--- EXERCISE TASK ---
Make a tally of the lines in the records that include the string "this", and give only that number.

--- RECORD EXTRACTS ---
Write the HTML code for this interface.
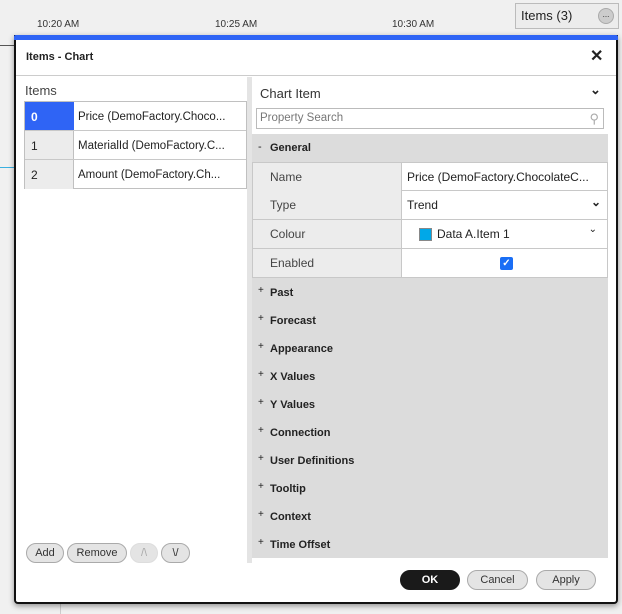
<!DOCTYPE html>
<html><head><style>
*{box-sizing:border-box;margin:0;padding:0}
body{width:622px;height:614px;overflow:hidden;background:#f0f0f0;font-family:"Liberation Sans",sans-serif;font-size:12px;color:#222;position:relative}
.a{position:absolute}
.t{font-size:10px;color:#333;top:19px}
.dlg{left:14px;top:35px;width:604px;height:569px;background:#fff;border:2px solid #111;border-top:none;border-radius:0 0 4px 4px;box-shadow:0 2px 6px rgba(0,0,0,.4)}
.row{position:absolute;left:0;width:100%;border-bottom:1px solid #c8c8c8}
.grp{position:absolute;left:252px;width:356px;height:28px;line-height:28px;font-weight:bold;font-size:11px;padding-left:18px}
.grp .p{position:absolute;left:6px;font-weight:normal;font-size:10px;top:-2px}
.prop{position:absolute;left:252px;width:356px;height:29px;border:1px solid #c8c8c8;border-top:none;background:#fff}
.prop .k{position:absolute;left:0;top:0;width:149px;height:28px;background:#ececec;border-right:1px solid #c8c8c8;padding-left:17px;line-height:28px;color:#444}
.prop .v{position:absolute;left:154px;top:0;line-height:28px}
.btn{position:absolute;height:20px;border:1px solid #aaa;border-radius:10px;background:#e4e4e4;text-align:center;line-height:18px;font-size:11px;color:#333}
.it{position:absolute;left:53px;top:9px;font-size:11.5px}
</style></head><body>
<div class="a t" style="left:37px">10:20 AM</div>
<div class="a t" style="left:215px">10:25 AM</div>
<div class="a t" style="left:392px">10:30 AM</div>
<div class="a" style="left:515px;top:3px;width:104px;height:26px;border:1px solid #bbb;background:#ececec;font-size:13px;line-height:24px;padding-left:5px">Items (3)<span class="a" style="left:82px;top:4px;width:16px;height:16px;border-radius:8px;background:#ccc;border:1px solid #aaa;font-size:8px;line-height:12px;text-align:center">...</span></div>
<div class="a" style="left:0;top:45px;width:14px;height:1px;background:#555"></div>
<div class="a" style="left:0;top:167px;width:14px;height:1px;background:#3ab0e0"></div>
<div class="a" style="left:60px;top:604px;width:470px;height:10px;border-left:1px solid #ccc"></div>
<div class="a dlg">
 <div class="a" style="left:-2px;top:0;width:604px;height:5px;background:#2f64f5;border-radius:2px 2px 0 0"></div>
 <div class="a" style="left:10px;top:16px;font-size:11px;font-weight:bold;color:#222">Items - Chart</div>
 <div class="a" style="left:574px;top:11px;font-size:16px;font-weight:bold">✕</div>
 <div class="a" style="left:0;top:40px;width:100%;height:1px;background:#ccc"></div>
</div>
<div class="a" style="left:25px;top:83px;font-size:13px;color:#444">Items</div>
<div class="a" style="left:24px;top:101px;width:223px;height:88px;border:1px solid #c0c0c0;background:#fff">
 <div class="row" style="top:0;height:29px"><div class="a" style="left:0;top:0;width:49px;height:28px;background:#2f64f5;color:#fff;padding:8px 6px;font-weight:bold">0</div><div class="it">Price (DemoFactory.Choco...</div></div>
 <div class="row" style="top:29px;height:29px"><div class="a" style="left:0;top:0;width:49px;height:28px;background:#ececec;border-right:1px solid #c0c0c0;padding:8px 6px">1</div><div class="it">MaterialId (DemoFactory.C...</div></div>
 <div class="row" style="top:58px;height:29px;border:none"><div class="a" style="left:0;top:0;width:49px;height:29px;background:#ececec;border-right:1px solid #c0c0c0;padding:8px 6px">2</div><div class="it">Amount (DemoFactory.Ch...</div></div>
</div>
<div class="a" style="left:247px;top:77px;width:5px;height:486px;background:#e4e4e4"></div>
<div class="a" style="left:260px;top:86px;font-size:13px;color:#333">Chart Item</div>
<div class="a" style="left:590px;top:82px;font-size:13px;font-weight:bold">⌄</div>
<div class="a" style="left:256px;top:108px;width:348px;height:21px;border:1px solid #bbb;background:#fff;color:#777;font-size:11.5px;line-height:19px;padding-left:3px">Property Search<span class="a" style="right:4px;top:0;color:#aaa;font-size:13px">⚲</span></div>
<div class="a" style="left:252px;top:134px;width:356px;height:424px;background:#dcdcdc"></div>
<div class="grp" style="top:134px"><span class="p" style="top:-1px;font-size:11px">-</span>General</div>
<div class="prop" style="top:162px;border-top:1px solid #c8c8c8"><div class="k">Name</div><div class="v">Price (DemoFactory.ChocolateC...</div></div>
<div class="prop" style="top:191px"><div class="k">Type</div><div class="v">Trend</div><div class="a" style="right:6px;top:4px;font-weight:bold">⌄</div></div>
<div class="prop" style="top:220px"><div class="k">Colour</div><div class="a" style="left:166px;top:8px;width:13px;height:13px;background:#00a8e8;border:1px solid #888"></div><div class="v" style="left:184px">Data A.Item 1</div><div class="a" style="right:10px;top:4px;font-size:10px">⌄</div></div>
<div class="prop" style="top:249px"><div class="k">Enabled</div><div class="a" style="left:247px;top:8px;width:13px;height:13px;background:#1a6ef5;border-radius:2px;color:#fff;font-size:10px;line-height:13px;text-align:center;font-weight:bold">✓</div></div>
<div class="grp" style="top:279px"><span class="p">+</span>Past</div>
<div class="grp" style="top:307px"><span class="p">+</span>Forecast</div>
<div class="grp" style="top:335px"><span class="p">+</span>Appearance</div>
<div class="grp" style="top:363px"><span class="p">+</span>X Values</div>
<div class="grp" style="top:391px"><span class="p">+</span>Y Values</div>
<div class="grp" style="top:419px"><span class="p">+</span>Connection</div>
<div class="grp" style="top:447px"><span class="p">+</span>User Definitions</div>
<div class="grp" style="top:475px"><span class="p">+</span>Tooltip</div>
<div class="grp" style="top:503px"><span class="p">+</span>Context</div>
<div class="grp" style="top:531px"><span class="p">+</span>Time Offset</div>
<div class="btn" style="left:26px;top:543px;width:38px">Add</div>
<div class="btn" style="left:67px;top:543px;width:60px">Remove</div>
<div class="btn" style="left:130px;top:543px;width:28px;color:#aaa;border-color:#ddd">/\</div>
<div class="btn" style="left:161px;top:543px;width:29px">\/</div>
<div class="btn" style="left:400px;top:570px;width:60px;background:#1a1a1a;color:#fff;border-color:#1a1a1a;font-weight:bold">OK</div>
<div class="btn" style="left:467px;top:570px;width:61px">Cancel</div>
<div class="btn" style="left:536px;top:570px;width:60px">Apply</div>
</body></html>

---

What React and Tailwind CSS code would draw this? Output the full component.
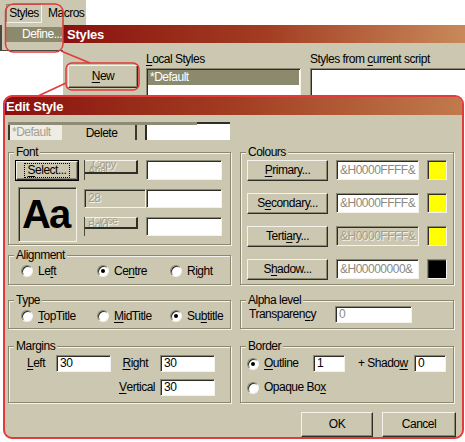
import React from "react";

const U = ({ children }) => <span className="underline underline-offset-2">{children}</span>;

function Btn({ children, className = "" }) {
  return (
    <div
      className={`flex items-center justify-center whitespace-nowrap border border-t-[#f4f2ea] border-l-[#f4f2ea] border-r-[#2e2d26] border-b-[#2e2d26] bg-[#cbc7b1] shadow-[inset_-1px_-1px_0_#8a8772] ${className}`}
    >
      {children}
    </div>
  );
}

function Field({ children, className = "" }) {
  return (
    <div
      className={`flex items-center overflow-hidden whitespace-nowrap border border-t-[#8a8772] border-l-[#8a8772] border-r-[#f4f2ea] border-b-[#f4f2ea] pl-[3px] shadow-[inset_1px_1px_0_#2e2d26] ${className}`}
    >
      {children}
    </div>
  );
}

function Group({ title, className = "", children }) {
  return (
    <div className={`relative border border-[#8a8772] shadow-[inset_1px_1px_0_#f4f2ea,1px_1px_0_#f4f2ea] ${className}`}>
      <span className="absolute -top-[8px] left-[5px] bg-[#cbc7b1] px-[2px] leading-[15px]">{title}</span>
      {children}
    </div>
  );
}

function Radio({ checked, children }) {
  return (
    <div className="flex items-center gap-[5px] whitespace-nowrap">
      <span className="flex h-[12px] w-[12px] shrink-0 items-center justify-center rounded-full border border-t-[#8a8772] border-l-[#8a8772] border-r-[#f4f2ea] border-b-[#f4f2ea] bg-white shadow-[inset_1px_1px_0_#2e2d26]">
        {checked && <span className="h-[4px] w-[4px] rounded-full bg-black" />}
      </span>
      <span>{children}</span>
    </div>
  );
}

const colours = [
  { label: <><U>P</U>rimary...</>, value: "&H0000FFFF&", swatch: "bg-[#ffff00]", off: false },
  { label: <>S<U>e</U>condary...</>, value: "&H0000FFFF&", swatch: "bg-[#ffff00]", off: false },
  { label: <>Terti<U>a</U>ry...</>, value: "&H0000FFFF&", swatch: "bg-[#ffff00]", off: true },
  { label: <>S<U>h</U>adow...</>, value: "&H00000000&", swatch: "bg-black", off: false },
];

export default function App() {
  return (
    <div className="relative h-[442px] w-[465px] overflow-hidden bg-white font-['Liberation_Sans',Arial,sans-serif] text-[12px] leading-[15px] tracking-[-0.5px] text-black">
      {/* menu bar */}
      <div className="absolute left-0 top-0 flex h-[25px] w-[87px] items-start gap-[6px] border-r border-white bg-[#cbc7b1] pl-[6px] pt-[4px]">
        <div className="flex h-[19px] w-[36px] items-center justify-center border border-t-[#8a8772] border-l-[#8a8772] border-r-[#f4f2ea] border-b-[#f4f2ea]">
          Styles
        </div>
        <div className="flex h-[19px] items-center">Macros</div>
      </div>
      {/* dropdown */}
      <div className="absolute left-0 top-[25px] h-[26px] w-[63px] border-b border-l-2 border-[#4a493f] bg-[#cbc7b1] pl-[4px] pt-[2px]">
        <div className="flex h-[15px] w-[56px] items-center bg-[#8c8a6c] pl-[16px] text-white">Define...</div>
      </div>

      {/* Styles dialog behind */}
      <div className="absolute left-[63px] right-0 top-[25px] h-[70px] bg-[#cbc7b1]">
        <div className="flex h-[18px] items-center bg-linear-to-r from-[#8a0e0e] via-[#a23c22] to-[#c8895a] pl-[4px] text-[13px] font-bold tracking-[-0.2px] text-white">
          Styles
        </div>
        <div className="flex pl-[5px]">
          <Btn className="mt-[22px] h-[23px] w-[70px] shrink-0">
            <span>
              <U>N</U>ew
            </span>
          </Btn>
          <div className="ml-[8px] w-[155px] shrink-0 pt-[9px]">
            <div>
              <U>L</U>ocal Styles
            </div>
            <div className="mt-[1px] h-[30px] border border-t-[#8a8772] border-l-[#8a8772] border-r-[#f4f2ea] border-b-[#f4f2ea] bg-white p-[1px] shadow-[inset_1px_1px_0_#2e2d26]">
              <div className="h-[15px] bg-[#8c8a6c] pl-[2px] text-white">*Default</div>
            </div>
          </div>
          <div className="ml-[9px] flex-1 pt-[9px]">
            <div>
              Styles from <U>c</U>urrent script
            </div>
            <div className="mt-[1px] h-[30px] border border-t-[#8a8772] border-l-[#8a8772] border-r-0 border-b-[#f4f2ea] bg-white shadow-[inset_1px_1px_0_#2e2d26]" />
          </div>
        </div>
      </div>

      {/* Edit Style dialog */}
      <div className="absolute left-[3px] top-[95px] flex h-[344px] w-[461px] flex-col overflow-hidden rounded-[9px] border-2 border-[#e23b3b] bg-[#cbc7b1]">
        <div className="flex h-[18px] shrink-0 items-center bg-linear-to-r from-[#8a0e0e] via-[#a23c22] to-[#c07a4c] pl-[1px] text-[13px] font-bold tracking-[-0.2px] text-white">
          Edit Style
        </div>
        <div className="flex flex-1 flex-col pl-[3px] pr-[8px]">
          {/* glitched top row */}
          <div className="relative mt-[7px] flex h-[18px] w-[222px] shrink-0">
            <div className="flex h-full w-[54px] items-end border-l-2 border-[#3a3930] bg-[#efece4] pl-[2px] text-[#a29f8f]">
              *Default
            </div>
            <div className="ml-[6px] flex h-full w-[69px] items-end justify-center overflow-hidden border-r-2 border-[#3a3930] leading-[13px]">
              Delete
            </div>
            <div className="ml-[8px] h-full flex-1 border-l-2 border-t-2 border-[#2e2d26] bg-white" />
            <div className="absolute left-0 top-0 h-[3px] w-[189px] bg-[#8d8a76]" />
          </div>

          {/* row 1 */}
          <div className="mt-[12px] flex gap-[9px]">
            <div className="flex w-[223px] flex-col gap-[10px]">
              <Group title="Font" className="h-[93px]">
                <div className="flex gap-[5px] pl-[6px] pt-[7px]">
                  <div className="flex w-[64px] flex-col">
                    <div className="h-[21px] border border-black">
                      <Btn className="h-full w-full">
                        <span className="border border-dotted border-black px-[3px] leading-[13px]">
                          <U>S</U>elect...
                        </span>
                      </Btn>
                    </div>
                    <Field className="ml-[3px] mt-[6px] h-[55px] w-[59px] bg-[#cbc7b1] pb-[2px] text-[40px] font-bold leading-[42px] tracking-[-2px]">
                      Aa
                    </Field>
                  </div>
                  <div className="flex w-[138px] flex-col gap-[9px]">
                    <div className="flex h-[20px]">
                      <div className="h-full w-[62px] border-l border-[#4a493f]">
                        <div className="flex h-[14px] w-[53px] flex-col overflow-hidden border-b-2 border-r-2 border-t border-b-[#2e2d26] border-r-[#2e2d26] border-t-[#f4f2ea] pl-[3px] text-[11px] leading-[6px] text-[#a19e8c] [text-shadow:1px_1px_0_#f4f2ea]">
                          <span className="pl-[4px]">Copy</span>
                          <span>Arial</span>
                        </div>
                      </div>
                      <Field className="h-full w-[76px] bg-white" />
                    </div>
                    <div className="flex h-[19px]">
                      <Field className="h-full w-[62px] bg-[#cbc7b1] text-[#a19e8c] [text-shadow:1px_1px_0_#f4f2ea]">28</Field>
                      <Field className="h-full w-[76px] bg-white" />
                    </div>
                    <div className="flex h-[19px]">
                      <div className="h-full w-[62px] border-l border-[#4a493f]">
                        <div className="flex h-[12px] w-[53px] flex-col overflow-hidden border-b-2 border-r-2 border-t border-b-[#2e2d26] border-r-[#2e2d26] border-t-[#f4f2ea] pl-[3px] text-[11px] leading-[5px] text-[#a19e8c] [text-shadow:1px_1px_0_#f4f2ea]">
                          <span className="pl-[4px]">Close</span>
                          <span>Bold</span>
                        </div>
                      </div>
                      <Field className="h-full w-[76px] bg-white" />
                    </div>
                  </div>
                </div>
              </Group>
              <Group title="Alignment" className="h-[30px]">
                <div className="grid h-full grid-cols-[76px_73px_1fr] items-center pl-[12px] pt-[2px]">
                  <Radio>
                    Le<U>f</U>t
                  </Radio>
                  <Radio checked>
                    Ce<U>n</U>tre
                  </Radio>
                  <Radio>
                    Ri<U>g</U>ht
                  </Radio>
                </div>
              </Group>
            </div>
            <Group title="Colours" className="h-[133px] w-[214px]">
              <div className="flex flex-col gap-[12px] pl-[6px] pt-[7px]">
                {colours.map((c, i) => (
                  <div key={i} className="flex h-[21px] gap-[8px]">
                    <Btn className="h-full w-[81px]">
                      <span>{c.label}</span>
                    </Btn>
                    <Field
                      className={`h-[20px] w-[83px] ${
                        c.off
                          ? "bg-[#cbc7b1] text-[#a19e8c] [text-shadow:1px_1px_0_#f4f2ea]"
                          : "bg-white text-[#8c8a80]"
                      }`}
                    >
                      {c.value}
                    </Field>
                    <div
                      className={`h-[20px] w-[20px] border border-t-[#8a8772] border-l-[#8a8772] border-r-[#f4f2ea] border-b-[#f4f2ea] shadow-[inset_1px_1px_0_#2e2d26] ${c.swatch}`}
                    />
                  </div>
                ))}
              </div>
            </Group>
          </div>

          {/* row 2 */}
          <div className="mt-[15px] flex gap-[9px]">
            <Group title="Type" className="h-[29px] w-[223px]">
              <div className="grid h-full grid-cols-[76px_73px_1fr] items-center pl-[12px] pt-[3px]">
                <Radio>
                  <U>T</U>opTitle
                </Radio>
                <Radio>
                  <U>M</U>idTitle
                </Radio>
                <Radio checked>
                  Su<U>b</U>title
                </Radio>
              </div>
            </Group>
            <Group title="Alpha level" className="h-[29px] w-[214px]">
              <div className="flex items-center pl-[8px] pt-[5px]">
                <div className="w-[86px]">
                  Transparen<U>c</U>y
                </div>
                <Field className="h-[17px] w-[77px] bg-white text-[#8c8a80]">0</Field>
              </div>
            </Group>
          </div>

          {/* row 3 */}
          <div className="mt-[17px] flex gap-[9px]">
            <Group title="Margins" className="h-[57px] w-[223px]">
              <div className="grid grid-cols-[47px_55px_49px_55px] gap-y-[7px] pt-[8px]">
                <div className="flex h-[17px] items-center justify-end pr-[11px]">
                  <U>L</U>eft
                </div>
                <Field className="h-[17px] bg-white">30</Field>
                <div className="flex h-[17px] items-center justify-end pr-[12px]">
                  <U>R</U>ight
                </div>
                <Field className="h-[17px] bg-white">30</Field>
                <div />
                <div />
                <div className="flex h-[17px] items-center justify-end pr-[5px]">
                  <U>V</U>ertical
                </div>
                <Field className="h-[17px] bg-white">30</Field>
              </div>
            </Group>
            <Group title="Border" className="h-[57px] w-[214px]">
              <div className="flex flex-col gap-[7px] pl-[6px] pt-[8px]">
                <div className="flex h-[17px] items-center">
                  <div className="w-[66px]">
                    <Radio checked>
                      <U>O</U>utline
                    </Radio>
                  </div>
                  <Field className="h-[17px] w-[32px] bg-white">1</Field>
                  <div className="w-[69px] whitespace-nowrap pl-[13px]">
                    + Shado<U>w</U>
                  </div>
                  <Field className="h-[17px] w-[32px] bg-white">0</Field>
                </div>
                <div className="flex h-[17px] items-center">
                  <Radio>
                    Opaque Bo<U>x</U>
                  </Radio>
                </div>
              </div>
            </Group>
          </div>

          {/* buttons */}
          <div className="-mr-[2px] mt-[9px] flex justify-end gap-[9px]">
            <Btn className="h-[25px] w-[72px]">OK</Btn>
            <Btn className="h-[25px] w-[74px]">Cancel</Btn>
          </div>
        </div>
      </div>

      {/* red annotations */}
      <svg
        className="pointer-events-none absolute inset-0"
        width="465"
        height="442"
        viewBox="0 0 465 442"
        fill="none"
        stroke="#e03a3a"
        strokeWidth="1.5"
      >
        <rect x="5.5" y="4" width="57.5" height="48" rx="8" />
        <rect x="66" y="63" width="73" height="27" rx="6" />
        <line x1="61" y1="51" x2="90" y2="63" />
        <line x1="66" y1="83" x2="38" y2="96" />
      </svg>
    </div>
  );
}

--- FINISHED TASK ---
2